Practical Adoption Path
For teams running Kubernetes and looking to move to eBPF-based networking:
- Start with observability: Deploy Hubble alongside the existing CNI to get eBPF-powered flow visibility without changing the data plane.
- Migrate CNI to Cilium: Replace the existing CNI (Calico, Flannel, AWS VPC CNI) with Cilium. It supports a kube-proxy replacement mode that eliminates iptables for service routing.
- Enable advanced features gradually: L7 policies, transparent encryption (WireGuard), bandwidth management, and Cilium Service Mesh can all be enabled incrementally.
- Remove kube-proxy: Once Cilium handles all service routing via eBPF, the kube-proxy DaemonSet can be removed entirely, eliminating the last source of iptables rules.
Key Points
- •eBPF runs inside the kernel but is safely sandboxed — the verifier guarantees programs cannot crash the kernel, access arbitrary memory, or enter infinite loops.
- •XDP processes packets at the NIC driver level, achieving 10M+ packets/sec on a single core — 5-10x faster than iptables for the same workload.
- •Cilium uses eBPF to replace kube-proxy entirely, implementing Kubernetes service load balancing without any iptables rules — critical when clusters have 10,000+ services.
- •eBPF programs are JIT-compiled to native machine code, running at near-native speed with no interpreter overhead.
- •Unlike kernel modules, eBPF programs can be loaded and updated without rebooting or recompiling the kernel, enabling live network policy changes.
Key Components
| Component | Role |
|---|---|
| eBPF Programs | Small, verified programs loaded into the kernel that execute at specific hook points without requiring kernel modules or reboots |
| XDP (eXpress Data Path) | Earliest possible hook at the NIC driver level, processing packets before the kernel network stack even sees them |
| TC (Traffic Control) Hooks | Hook point at the Linux traffic control layer for packet manipulation after the kernel stack has parsed headers |
| eBPF Maps | Shared data structures (hash tables, arrays, ring buffers) that let eBPF programs store state and communicate with userspace |
| eBPF Verifier | Kernel component that statically analyzes every eBPF program before loading to guarantee it terminates, has no invalid memory access, and cannot crash the kernel |
When to Use
Use eBPF-based networking (Cilium) for Kubernetes clusters with hundreds of services where iptables performance degrades. Use XDP for DDoS mitigation or high-performance L4 load balancing at the edge. Use eBPF tracing (bpftrace, bcc) for production network debugging without performance impact. Avoid on older kernels (< 4.15) or non-Linux platforms.
Tool Comparison
| Tool | Type | Best For | Scale |
|---|---|---|---|
| Cilium | Open Source | Kubernetes CNI and service mesh using eBPF for networking, security, and observability without sidecars | Medium-Enterprise |
| Calico eBPF | Open Source | eBPF data plane for Calico's existing network policy engine, good migration path from iptables-based Calico | Medium-Enterprise |
| Katran | Open Source | Meta's XDP-based L4 load balancer handling millions of connections per second at the network edge | Enterprise |
| Falco | Open Source | Runtime security monitoring using eBPF to detect anomalous network connections and syscalls in containers | Medium-Enterprise |
Debug Checklist
- Check kernel version: uname -r — eBPF networking features require Linux 4.15+, full Cilium support needs 5.4+.

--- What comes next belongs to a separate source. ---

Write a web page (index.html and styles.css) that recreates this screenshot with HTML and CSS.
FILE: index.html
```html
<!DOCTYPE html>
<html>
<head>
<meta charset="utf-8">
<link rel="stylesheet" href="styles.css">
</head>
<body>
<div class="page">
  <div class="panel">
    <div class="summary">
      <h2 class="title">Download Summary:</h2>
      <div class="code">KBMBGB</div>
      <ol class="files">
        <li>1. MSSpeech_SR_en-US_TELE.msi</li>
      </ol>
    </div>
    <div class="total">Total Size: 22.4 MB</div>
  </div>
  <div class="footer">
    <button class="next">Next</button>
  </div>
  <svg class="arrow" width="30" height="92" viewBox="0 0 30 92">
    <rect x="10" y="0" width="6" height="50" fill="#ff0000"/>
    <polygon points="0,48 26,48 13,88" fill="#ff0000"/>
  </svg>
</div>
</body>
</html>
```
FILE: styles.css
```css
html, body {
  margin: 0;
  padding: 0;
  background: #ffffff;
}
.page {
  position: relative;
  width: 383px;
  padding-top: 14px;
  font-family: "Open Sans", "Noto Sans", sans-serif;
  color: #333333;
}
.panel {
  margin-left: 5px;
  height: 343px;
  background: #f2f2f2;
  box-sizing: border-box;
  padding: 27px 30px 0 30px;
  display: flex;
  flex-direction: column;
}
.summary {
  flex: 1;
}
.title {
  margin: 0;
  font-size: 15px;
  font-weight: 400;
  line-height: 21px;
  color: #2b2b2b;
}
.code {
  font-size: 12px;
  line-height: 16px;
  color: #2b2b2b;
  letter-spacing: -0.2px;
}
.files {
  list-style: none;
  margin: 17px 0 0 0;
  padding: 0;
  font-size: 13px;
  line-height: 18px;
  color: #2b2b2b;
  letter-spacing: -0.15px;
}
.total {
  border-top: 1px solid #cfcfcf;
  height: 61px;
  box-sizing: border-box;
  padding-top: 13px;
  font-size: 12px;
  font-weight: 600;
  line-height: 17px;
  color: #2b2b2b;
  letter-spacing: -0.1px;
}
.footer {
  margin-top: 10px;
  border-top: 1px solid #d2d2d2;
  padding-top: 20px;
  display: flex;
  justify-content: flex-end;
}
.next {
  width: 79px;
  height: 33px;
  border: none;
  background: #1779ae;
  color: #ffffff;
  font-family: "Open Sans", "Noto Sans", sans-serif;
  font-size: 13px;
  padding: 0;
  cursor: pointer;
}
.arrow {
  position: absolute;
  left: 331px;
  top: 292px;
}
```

- Verify eBPF programs are loaded: bpftool prog list shows all active eBPF programs with their type and attach point.
- Inspect eBPF maps: bpftool map dump id <map-id> to see the data structures eBPF programs use for state (connection tracking, service endpoints).

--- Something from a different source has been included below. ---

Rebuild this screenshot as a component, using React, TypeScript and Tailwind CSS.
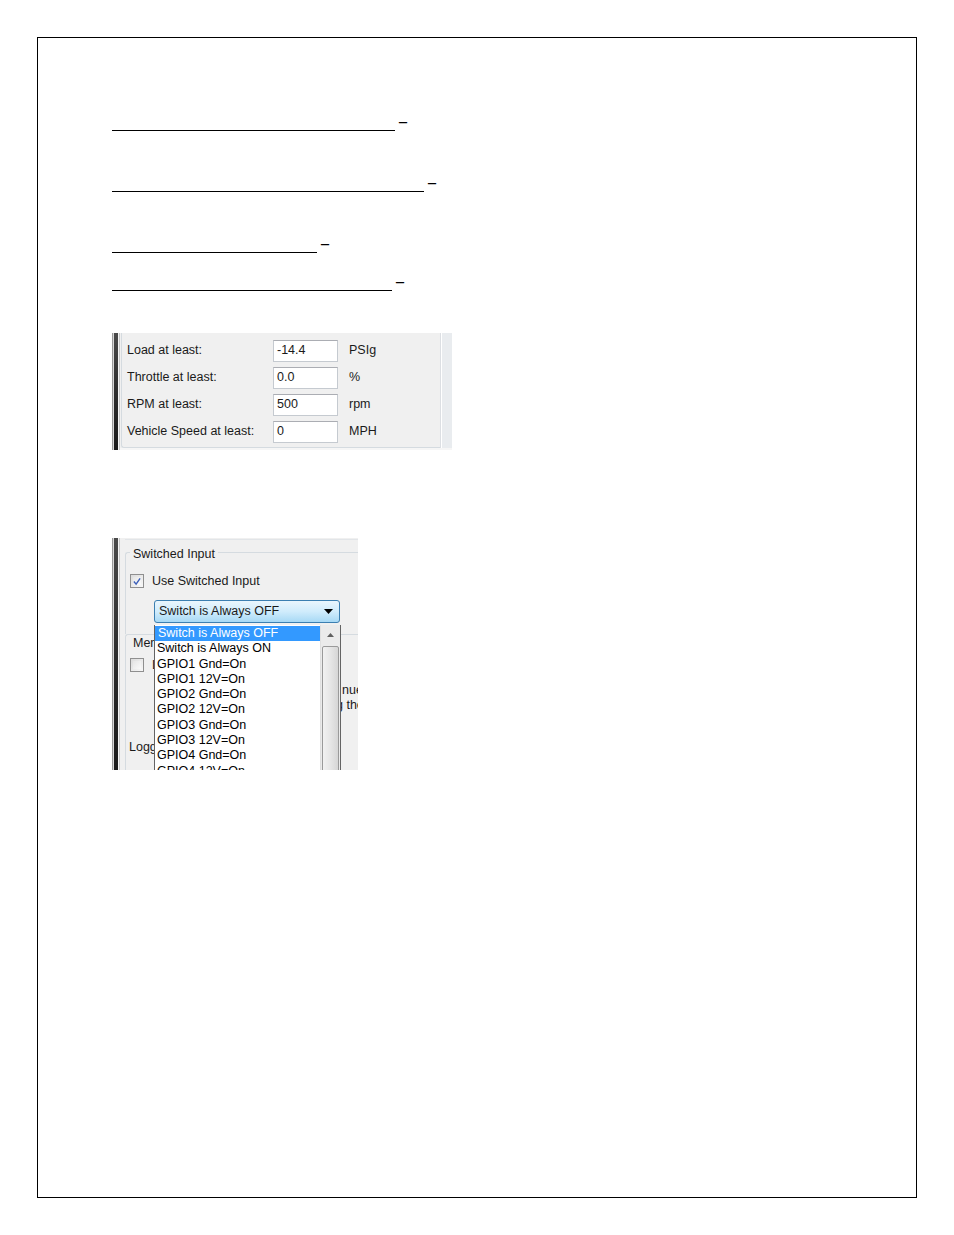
import React from "react";

const ui = "font-['Liberation_Sans',Arial,sans-serif]";

function BlankLine({ width, mt }: { width: number; mt: number }) {
  return (
    <div className="flex items-end h-[16px]" style={{ marginTop: mt }}>
      <span className="block h-0 border-b border-black" style={{ width }} />
      <span className="ml-[4px] mb-[1px] font-['Liberation_Serif',serif] font-bold text-[16px] leading-[16px] text-black">–</span>
    </div>
  );
}

function DarkEdge() {
  return (
    <div className="flex shrink-0 self-stretch">
      <div className="w-px bg-[#9a9a9a]" />
      <div className="w-px bg-[#d8d8d8]" />
      <div className="w-[4px] bg-gradient-to-b from-[#4a4a4a] via-[#2e2e2e] to-[#1a1a1a]" />
      <div className="w-px bg-[#f4f4f4]" />
      <div className="w-px bg-[#c9c9c9]" />
    </div>
  );
}

const rows = [
  { label: "Load at least:", value: "-14.4", unit: "PSIg" },
  { label: "Throttle at least:", value: "0.0", unit: "%" },
  { label: "RPM at least:", value: "500", unit: "rpm" },
  { label: "Vehicle Speed at least:", value: "0", unit: "MPH" },
];

function Thresholds() {
  return (
    <div className={`flex w-[340px] h-[117px] bg-[#f0f0f0] mt-[42px] ${ui}`}>
      <DarkEdge />
      <div className="flex-1 flex flex-col">
        <div className="flex h-[115px]">
          <div className="flex-1 ml-px border-l border-b border-[#d5dbe0] rounded-bl-[3px] pt-[4px] pl-[5px]">
            {rows.map((r) => (
              <div key={r.label} className="flex items-center h-[27px] text-[12.5px] text-[#1a1a1a]">
                <span className="w-[146px] whitespace-nowrap">{r.label}</span>
                <div className="w-[65px] h-[22px] bg-white border border-[#c5cad0] border-t-[#abadb3] flex items-center pl-[3px]">
                  {r.value}
                </div>
                <span className="ml-[11px]">{r.unit}</span>
              </div>
            ))}
          </div>
          <div className="w-px bg-[#dcdfe3]" />
          <div className="w-px bg-white" />
          <div className="w-[10px] bg-[#e9ecef]" />
        </div>
        <div className="flex-1 bg-[#f6f6f6]" />
      </div>
    </div>
  );
}

const options = [
  "Switch is Always OFF",
  "Switch is Always ON",
  "GPIO1 Gnd=On",
  "GPIO1 12V=On",
  "GPIO2 Gnd=On",
  "GPIO2 12V=On",
  "GPIO3 Gnd=On",
  "GPIO3 12V=On",
  "GPIO4 Gnd=On",
  "GPIO4 12V=On",
];

function Check({ checked }: { checked?: boolean }) {
  return (
    <div className="w-[14px] h-[14px] shrink-0 border border-[#8f8f8f] bg-gradient-to-br from-[#dcdcdc] to-[#f8f8f8] p-[2px]">
      <div className="w-full h-full bg-gradient-to-br from-[#e6e6e6] to-[#fafafa] flex items-center justify-center">
        {checked && (
          <svg width="9" height="9" viewBox="0 0 9 9">
            <path d="M1 4.5 L3.5 7.5 L8 1" fill="none" stroke="#3c5fb8" strokeWidth="1.6" />
          </svg>
        )}
      </div>
    </div>
  );
}

function SwitchedInput() {
  return (
    <div className={`relative flex w-[246px] h-[232px] bg-[#f0f0f0] mt-[88px] overflow-hidden ${ui} text-[12.5px] text-[#1a1a1a]`}>
      <DarkEdge />
      <div className="flex-1 flex flex-col">
        <div className="h-px mt-px bg-[#e2e5e8] ml-[5px] shrink-0" />
        {/* group: Switched Input */}
        <div className="ml-[5px] mt-[12px] border-l border-t border-[#d5dbe0] rounded-tl-[3px] h-[82px] shrink-0 relative">
          <span className="absolute left-[4px] top-[-6px] bg-[#f0f0f0] px-[3px] leading-[15px]">Switched Input</span>
          <div className="flex items-center h-[14px] mt-[21px] ml-[4px]">
            <Check checked />
            <span className="ml-[8px] whitespace-nowrap">Use Switched Input</span>
          </div>
          <div className="ml-[28px] mt-[12px] w-[186px] h-[23px] rounded-[3px] border border-[#3c7fb1] bg-gradient-to-b from-[#eaf6fd] via-[#d0ecfc] to-[#a7d9f5] flex items-center pl-[4px] pr-[6px]">
            <span className="flex-1 whitespace-nowrap">Switch is Always OFF</span>
            <svg width="9" height="5" viewBox="0 0 9 5">
              <path d="M0 0 H9 L4.5 5 Z" fill="#000" />
            </svg>
          </div>
        </div>
        {/* group: Memory, behind the list */}
        <div className="ml-[5px] border-l border-t border-[#d5dbe0] rounded-tl-[3px] flex-1 min-h-0 relative">
          <span className="absolute left-[4px] top-[1px] pl-[3px] leading-[15px] whitespace-nowrap">Memory</span>
          <div className="flex items-center h-[14px] mt-[23px] ml-[4px]">
            <Check />
            <span className="ml-[8px]">Log</span>
          </div>
          <div className="ml-[210px] mt-[11px] leading-[15px] whitespace-nowrap">
            <div className="pl-[6px]">nue</div>
            <div>g the</div>
          </div>
          <div className="ml-[3px] mt-[27px] leading-[15px] whitespace-nowrap">Logging</div>
        </div>
      </div>

      {/* opened list */}
      <div className="absolute left-[42px] top-[87px] w-[187px] h-[160px] bg-white border-l border-r border-[#646464] flex">
        <div className="flex-1 text-[12.5px] leading-[15.3px] pt-[1px]">
          {options.map((o, i) => (
            <div key={o} className={i === 0 ? "bg-[#3399ff] text-white pl-[3px] whitespace-nowrap" : "pl-[2px] text-black whitespace-nowrap"}>
              {o}
            </div>
          ))}
        </div>
        <div className="w-[20px] bg-[#ebebeb] border-l border-[#e0e0e0] flex flex-col items-center">
          <div className="h-[19px] w-full flex items-center justify-center pt-[1px]">
            <svg width="7" height="4" viewBox="0 0 7 4">
              <path d="M0 4 L3.5 0 L7 4 Z" fill="#606060" />
            </svg>
          </div>
          <div className="w-[17px] flex-1 mt-[2px] rounded-[2px] border border-[#9a9a9a] bg-gradient-to-r from-[#f2f2f2] via-[#e6e6e6] to-[#d6d6d6]" />
        </div>
      </div>
    </div>
  );
}

export default function App() {
  return (
    <div className="w-[954px] h-[1235px] bg-white pt-[37px] pl-[37px]">
      <div className="w-[880px] h-[1161px] border border-black pl-[74px] flex flex-col">
        <BlankLine width={283} mt={77} />
        <BlankLine width={312} mt={45} />
        <BlankLine width={205} mt={45} />
        <BlankLine width={280} mt={22} />
        <Thresholds />
        <SwitchedInput />
      </div>
    </div>
  );
}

- Check Cilium status: cilium status and cilium bpf lb list to verify service load balancing entries are correct.
- Trace packets through eBPF: cilium monitor or pwru (packet, where are you?) to see exactly which eBPF programs process each packet.
Common Mistakes
- Writing eBPF programs that exceed the verifier's complexity limit (1 million instructions). The verifier rejects overly complex programs to guarantee safety.
- Assuming eBPF works on all kernels. Linux 4.15+ is required for basic networking, 5.10+ for full features. This rules out older RHEL/CentOS 7 systems.
- Using eBPF maps without proper locking or per-CPU variants, causing contention under high concurrency that negates performance gains.
- Not accounting for the limited stack space (512 bytes) in eBPF programs. Complex packet parsing needs tail calls or helper functions, not deep recursion.
- Deploying Cilium without understanding that it replaces kube-proxy — existing iptables-based services and NetworkPolicies behave differently.
Real World Usage
- •Meta uses Katran, an XDP-based L4 load balancer, to distribute traffic across their entire fleet — handling billions of packets per second without dedicated load balancer hardware.
- •Google selected Cilium as the default CNI for GKE (Google Kubernetes Engine), replacing iptables-based kube-proxy with eBPF for all new clusters.
- •Cloudflare uses XDP programs to mitigate DDoS attacks at the edge, dropping malicious packets at the NIC level before they consume kernel resources.
- •Netflix uses eBPF-based tools like bpftrace for network performance analysis, tracing TCP retransmissions and connection latency in production.
- •Datadog uses eBPF for their network monitoring agent, capturing per-connection metrics without packet capture overhead.